Requirement: Select and reproduce each line of the listing below that bears the string "React".

Collection entries
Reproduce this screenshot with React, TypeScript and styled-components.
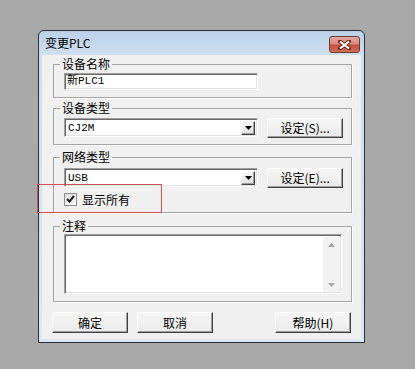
import React from 'react'
import styled, { createGlobalStyle } from 'styled-components'

const GlobalStyle = createGlobalStyle`
  html, body {
    margin: 0;
    padding: 0;
    background: #a9a9a9;
  }
  body {
    font-family: "Noto Sans CJK SC", "Liberation Sans", sans-serif;
    font-size: 12px;
    color: #000;
  }
`

const Page = styled.div`
  position: relative;
  width: 415px;
  height: 369px;
  padding: 30px 0 0 38px;
  box-sizing: border-box;
  overflow: hidden;
`

const Window = styled.div`
  width: 327px;
  height: 313px;
  box-sizing: border-box;
  border: 1px solid #2b2f33;
  border-radius: 6px 6px 0 0;
  background: linear-gradient(to bottom, #bad1e9 0px, #cfdff0 24px, #dbe7f4 100%);
  padding: 0 3px 3px 3px;
  display: flex;
  flex-direction: column;
`

const TitleBar = styled.div`
  height: 24px;
  display: flex;
  align-items: center;
  padding-left: 3px;
`

const Title = styled.span`
  font-size: 12px;
  line-height: 14px;
  color: #000;
`

const CloseButton = styled.div`
  width: 31px;
  height: 17px;
  box-sizing: border-box;
  margin: 0 1px 0 auto;
  align-self: flex-start;
  margin-top: 5px;
  border: 1px solid #6d3a33;
  border-radius: 3px;
  background: linear-gradient(to bottom, #e4a99e 0%, #d98a7c 45%, #c5503f 55%, #cf6f58 100%);
  display: flex;
  align-items: center;
  justify-content: center;
`

const Client = styled.div`
  flex: 1;
  background: #f0f0f0;
  padding: 2px 9px 6px 11px;
  display: flex;
  flex-direction: column;
`

const Group = styled.fieldset<{ $mt: number; $pt: number; $pb: number }>`
  margin: ${p => p.$mt}px 0 0 0;
  padding: ${p => p.$pt}px 8px ${p => p.$pb}px 10px;
  border: 1px solid #a6a6a6;
  min-width: 0;
  box-shadow: 1px 1px 0 #fff;
`

const Legend = styled.legend`
  padding: 0 2px;
  margin-left: -4px;
  font-size: 12px;
  line-height: 14px;
`

const Sunken = styled.div`
  box-sizing: border-box;
  border: 1px solid;
  border-color: #a0a0a0 #ffffff #ffffff #a0a0a0;
  box-shadow: inset 1px 1px 0 #696969, inset -1px -1px 0 #e3e3e3;
  background: #fff;
`

const TextInput = styled(Sunken)`
  width: 194px;
  height: 17px;
  display: flex;
  align-items: center;
  padding-left: 2px;
  font-family: "Liberation Mono", "Noto Sans CJK SC", monospace;
  font-size: 11px;
  line-height: 13px;
`

const Row = styled.div`
  display: flex;
  align-items: flex-start;
  gap: 9px;
`

const Select = styled(Sunken)`
  width: 195px;
  height: 19px;
  display: flex;
  align-items: stretch;
  padding: 2px 2px 1px 2px;
`

const SelectValue = styled.span`
  flex: 1;
  display: flex;
  align-items: center;
  padding-left: 1px;
  font-family: "Liberation Mono", "Noto Sans CJK SC", monospace;
  font-size: 11px;
`

const ArrowBox = styled.span`
  width: 14px;
  box-sizing: border-box;
  border: 1px solid;
  border-color: #ffffff #404040 #404040 #ffffff;
  box-shadow: inset -1px -1px 0 #a0a0a0;
  background: linear-gradient(to bottom, #f7f7f7, #e2e2e2);
  display: flex;
  align-items: center;
  justify-content: center;
`

const Button = styled.div<{ $h?: number }>`
  width: 76px;
  height: ${p => p.$h ?? 20}px;
  box-sizing: border-box;
  border: 1px solid;
  border-color: #ffffff #404040 #404040 #ffffff;
  box-shadow: inset -1px -1px 0 #a0a0a0;
  background: linear-gradient(to bottom, #f5f5f5, #ebebeb);
  display: flex;
  align-items: center;
  justify-content: center;
  font-size: 12px;
  line-height: 14px;
`

const CheckRow = styled.div`
  display: flex;
  align-items: center;
  gap: 5px;
  height: 14px;
  margin-top: 4px;
`

const CheckBox = styled.span`
  width: 13px;
  height: 13px;
  box-sizing: border-box;
  border: 1px solid #8e8f8f;
  background: linear-gradient(135deg, #dcdcdc, #fbfbfb);
  display: flex;
  align-items: center;
  justify-content: center;
`

const NoteBox = styled(Sunken)`
  width: 278px;
  height: 60px;
  display: flex;
`

const NoteText = styled.div`
  flex: 1;
`

const ScrollBar = styled.div`
  width: 17px;
  margin: 2px 1px 1px 0;
  background: #f2f2f2;
  display: flex;
  flex-direction: column;
  justify-content: space-between;
  align-items: center;
  padding: 6px 0 5px;
  box-sizing: border-box;
`

const ButtonRow = styled.div`
  display: flex;
  gap: 9px;
  margin: 10px 1px 0 -1px;
`

const HelpButton = styled(Button)`
  margin-left: auto;
`

const Annotation = styled.div`
  position: absolute;
  left: 37px;
  top: 184px;
  width: 125px;
  height: 29px;
  box-sizing: border-box;
  border: 1px solid #d44e55;
`

const DropArrow = () => (
  <svg width="7" height="4" viewBox="0 0 7 4">
    <polygon points="0,0 7,0 3.5,4" fill="#000" />
  </svg>
)

const ScrollArrow = ({ up }: { up?: boolean }) => (
  <svg width="7" height="4" viewBox="0 0 7 4">
    <polygon points={up ? '0,4 7,4 3.5,0' : '0,0 7,0 3.5,4'} fill="#a3a3a3" />
  </svg>
)

const App = (): JSX.Element => {
  return (
    <Page>
      <GlobalStyle />
      <Window>
        <TitleBar>
          <Title>变更PLC</Title>
          <CloseButton>
            <svg width="13" height="10" viewBox="0 0 13 10">
              <path d="M2 1.5 L11 8.5 M11 1.5 L2 8.5" stroke="#6a2a22" strokeWidth="4" strokeLinecap="square" />
              <path d="M2 1.5 L11 8.5 M11 1.5 L2 8.5" stroke="#fff" strokeWidth="2.2" />
            </svg>
          </CloseButton>
        </TitleBar>
        <Client>
          <Group $mt={0} $pt={2} $pb={7}>
            <Legend>设备名称</Legend>
            <TextInput>新PLC1</TextInput>
          </Group>
          <Group $mt={3} $pt={3} $pb={6}>
            <Legend>设备类型</Legend>
            <Row>
              <Select>
                <SelectValue>CJ2M</SelectValue>
                <ArrowBox><DropArrow /></ArrowBox>
              </Select>
              <Button>设定(S)...</Button>
            </Row>
          </Group>
          <Group $mt={5} $pt={4} $pb={6}>
            <Legend>网络类型</Legend>
            <Row>
              <Select>
                <SelectValue>USB</SelectValue>
                <ArrowBox><DropArrow /></ArrowBox>
              </Select>
              <Button>设定(E)...</Button>
            </Row>
            <CheckRow>
              <CheckBox>
                <svg width="9" height="8" viewBox="0 0 9 8">
                  <path d="M1 4 L3.5 6.5 L8 1" stroke="#1b1b1b" strokeWidth="2" fill="none" />
                </svg>
              </CheckBox>
              <span>显示所有</span>
            </CheckRow>
          </Group>
          <Group $mt={6} $pt={1} $pb={7}>
            <Legend>注释</Legend>
            <NoteBox>
              <NoteText />
              <ScrollBar>
                <ScrollArrow up />
                <ScrollArrow />
              </ScrollBar>
            </NoteBox>
          </Group>
          <ButtonRow>
            <Button $h={21}>确定</Button>
            <Button $h={21}>取消</Button>
            <HelpButton $h={21}>帮助(H)</HelpButton>
          </ButtonRow>
        </Client>
      </Window>
      <Annotation />
    </Page>
  )
}

export default App
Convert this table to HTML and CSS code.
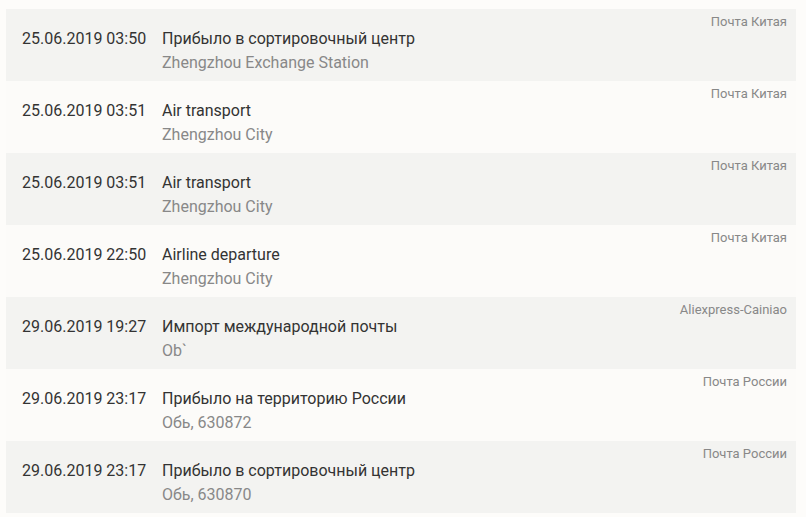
FILE: index.html
```html
<!DOCTYPE html>
<html lang="ru">
<head>
<meta charset="utf-8">
<link rel="stylesheet" href="styles.css">
</head>
<body>
<div class="list">
  <div class="row odd">
    <div class="date">25.06.2019 03:50</div>
    <div class="info"><div class="title">Прибыло в сортировочный центр</div><div class="place">Zhengzhou Exchange Station</div></div>
    <div class="src">Почта Китая</div>
  </div>
  <div class="row even">
    <div class="date">25.06.2019 03:51</div>
    <div class="info"><div class="title">Air transport</div><div class="place">Zhengzhou City</div></div>
    <div class="src">Почта Китая</div>
  </div>
  <div class="row odd">
    <div class="date">25.06.2019 03:51</div>
    <div class="info"><div class="title">Air transport</div><div class="place">Zhengzhou City</div></div>
    <div class="src">Почта Китая</div>
  </div>
  <div class="row even">
    <div class="date">25.06.2019 22:50</div>
    <div class="info"><div class="title">Airline departure</div><div class="place">Zhengzhou City</div></div>
    <div class="src">Почта Китая</div>
  </div>
  <div class="row odd">
    <div class="date">29.06.2019 19:27</div>
    <div class="info"><div class="title">Импорт международной почты</div><div class="place">Ob`</div></div>
    <div class="src">Aliexpress-Cainiao</div>
  </div>
  <div class="row even">
    <div class="date">29.06.2019 23:17</div>
    <div class="info"><div class="title">Прибыло на территорию России</div><div class="place">Обь, 630872</div></div>
    <div class="src">Почта России</div>
  </div>
  <div class="row odd">
    <div class="date">29.06.2019 23:17</div>
    <div class="info"><div class="title">Прибыло в сортировочный центр</div><div class="place">Обь, 630870</div></div>
    <div class="src">Почта России</div>
  </div>
</div>
</body>
</html>
```
FILE: styles.css
```css
html, body {
  margin: 0;
  padding: 0;
  background: #fdfcfa;
  font-family: Roboto, "Liberation Sans", sans-serif;
}
.list {
  padding: 9px 10px 0 6px;
}
.row {
  display: flex;
  align-items: flex-start;
  height: 72px;
  box-sizing: border-box;
  padding: 0 9px 0 16px;
}
.row.odd { background: #f3f3f1; }
.row.even { background: #fcfbf9; }
.date {
  width: 140px;
  flex: none;
  margin-top: 18px;
  font-size: 16px;
  line-height: 24px;
  color: #333333;
}
.info {
  flex: 1;
  margin-top: 18px;
  font-size: 16px;
  line-height: 24px;
}
.title { color: #333333; }
.place { color: #888888; }
.src {
  flex: none;
  margin-top: 5px;
  font-size: 13px;
  line-height: 16px;
  color: #888888;
}
```
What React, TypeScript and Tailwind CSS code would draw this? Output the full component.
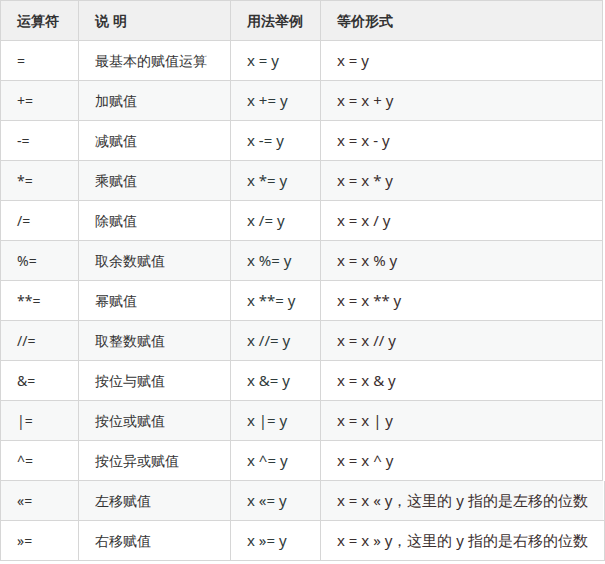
const rows: [string, string, string, string][] = [
  ["=", "最基本的赋值运算", "x = y", "x = y"],
  ["+=", "加赋值", "x += y", "x = x + y"],
  ["-=", "减赋值", "x -= y", "x = x - y"],
  ["*=", "乘赋值", "x *= y", "x = x * y"],
  ["/=", "除赋值", "x /= y", "x = x / y"],
  ["%=", "取余数赋值", "x %= y", "x = x % y"],
  ["**=", "幂赋值", "x **= y", "x = x ** y"],
  ["//=", "取整数赋值", "x //= y", "x = x // y"],
  ["&=", "按位与赋值", "x &= y", "x = x & y"],
  ["|=", "按位或赋值", "x |= y", "x = x | y"],
  ["^=", "按位异或赋值", "x ^= y", "x = x ^ y"],
  ["«=", "左移赋值", "x «= y", "x = x « y，这里的 y 指的是左移的位数"],
  ["»=", "右移赋值", "x »= y", "x = x » y，这里的 y 指的是右移的位数"],
];

const sans = "font-[family-name:'Liberation_Sans','Noto_Sans_CJK_SC',sans-serif]";
const serif = "font-[family-name:'Liberation_Serif','Noto_Sans_CJK_SC',serif]";
const cols = "grid grid-cols-[78px_152px_90px_1fr]";

export default function App() {
  return (
    <div className={`w-[603px] bg-white text-[14px] text-[#333] ${sans}`}>
      <div className="border-l border-t border-[#d6d6d6]">
        <div className={`${cols} h-10 bg-[#f0f0f0] font-bold`}>
          {["运算符", "说 明", "用法举例", "等价形式"].map((h) => (
            <div key={h} className="flex items-center px-4 border-r border-b border-[#d6d6d6]">{h}</div>
          ))}
        </div>
        {rows.map((r, i) => (
          <div key={i} className={`${cols} h-10 ${i % 2 ? "bg-[#f7f8f8]" : "bg-white"}`}>
            <div className="flex items-center px-4 border-r border-b border-[#d6d6d6]">{r[0]}</div>
            <div className="flex items-center px-4 border-r border-b border-[#d6d6d6]">{r[1]}</div>
            <div className={`flex items-center px-4 border-r border-b border-[#d6d6d6] text-[15px] text-[#2f3b3b] ${serif}`}>{r[2]}</div>
            <div className={`flex items-center px-4 border-r border-b border-[#d6d6d6] text-[15px] text-[#3b2f2f] whitespace-nowrap ${serif}`}>{r[3]}</div>
          </div>
        ))}
      </div>
    </div>
  );
}
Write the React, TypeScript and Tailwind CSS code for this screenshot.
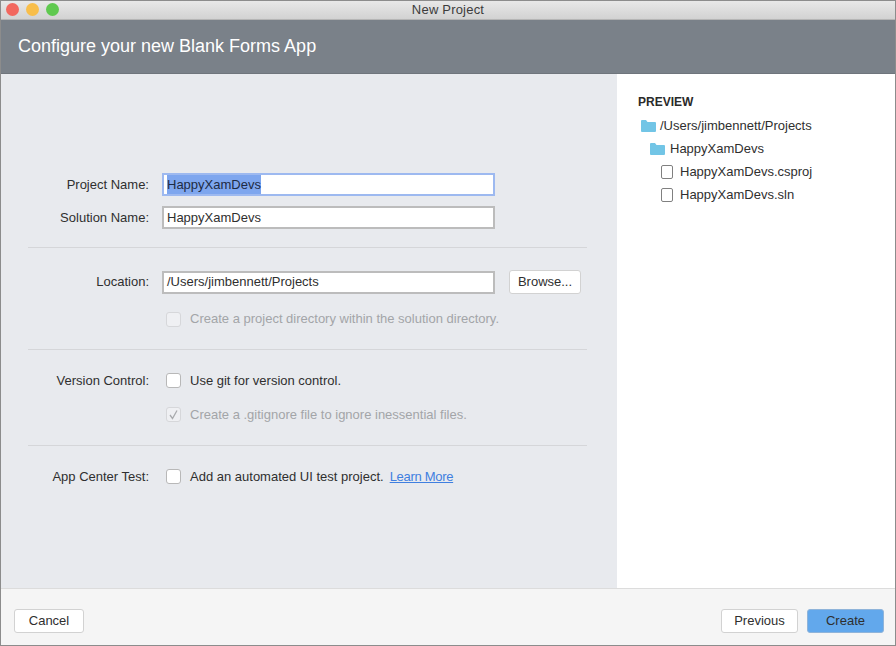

Solution to the exercise:
Reproduce this screenshot with React, TypeScript and styled-components.
import React from 'react'
What React, TypeScript and Tailwind CSS code would draw this? Output the full component.
Write the React, TypeScript and Tailwind CSS code for this screenshot.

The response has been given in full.